I was looking around the forum for a suitable thread to post this, so forgive me if this is a bit off topic. Attached is a Wingtips pdf with a great article on the F-16's background and first hand anecdotes from F-16 pilot Terry Lutz.

What caught my attention was this story, which elaborates on the story mentioned in the Boyd biography that the F-16, to the surprise and dismay of the USAF generals, had longer legs than the F-15A:

The Generals in Washington remained skeptical of the F-16.
They could not believe a small, light weight airplane had
greater range than a larger, twin engine design.

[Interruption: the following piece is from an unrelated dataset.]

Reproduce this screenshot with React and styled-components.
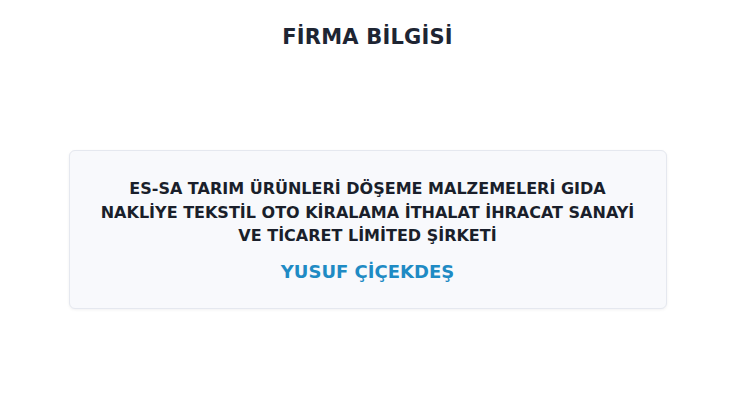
import React from 'react'
import styled, { createGlobalStyle } from 'styled-components'

const GlobalStyle = createGlobalStyle`
  html, body {
    margin: 0;
    padding: 0;
    background: #ffffff;
  }
  body {
    font-family: 'DejaVu Sans', 'Noto Sans', sans-serif;
  }
`

const Page = styled.div`
  width: 735px;
  height: 420px;
  display: flex;
  flex-direction: column;
  align-items: center;
`

const Title = styled.h1`
  margin: 24px 0 0;
  font-size: 21px;
  line-height: 26px;
  font-weight: 700;
  color: #1e2533;
  letter-spacing: 0.2px;
`

const Card = styled.section`
  margin-top: 100px;
  width: 598px;
  box-sizing: border-box;
  padding: 26px 20px 24px;
  background: #f8f9fc;
  border: 1px solid #e5e8ef;
  border-radius: 6px;
  box-shadow: 0 1px 3px rgba(15, 23, 42, 0.06);
  display: flex;
  flex-direction: column;
  align-items: center;
  text-align: center;
`

const CompanyName = styled.p`
  margin: 0;
  font-size: 16px;
  line-height: 23.5px;
  font-weight: 700;
  color: #1a1f2b;
`

const Owner = styled.p`
  margin: 12px 0 0;
  font-size: 18px;
  line-height: 24px;
  font-weight: 700;
  color: #1f8bc4;
`

export default function App() {
  return (
    <>
      <GlobalStyle />
      <Page>
        <Title>FİRMA BİLGİSİ</Title>
        <Card>
          <CompanyName>
            ES-SA TARIM ÜRÜNLERİ DÖŞEME MALZEMELERİ GIDA
            <br />
            NAKLİYE TEKSTİL OTO KİRALAMA İTHALAT İHRACAT SANAYİ
            <br />
            VE TİCARET LİMİTED ŞİRKETİ
          </CompanyName>
          <Owner>YUSUF ÇİÇEKDEŞ</Owner>
        </Card>
      </Page>
    </>
  )
}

Yes, a
larger airplane has more internal volume for fuel, but the
larger airplane weighs more, has more drag, and needs more
power to push all that drag.

To prove the point, the F-16 Combined Test Force Director,
Col Jim Rider, flew one of the prototypes with two external
fuel tanks non-stop from Edwards AFB in California to
Andrews AFB in Maryland, without air-to-air refueling. As
it happened, I had flown into Andrews on my one flight a
month in the T-39, and was headed back to Wright-
Patterson. In the climb passing about 12,000 feet, 20 miles
or so west of Washington Dulles Airport, I spotted an F-16
descending in the opposite direction (*recall the range). It
was rather incredible to be in the air at the same time, and
pass within range of a visual tally on Jim Rider, quietly
making fighter aviation history.


For the record, the straight line distance from Edwards to Andrews is about 1,960 NM (3,630 KM).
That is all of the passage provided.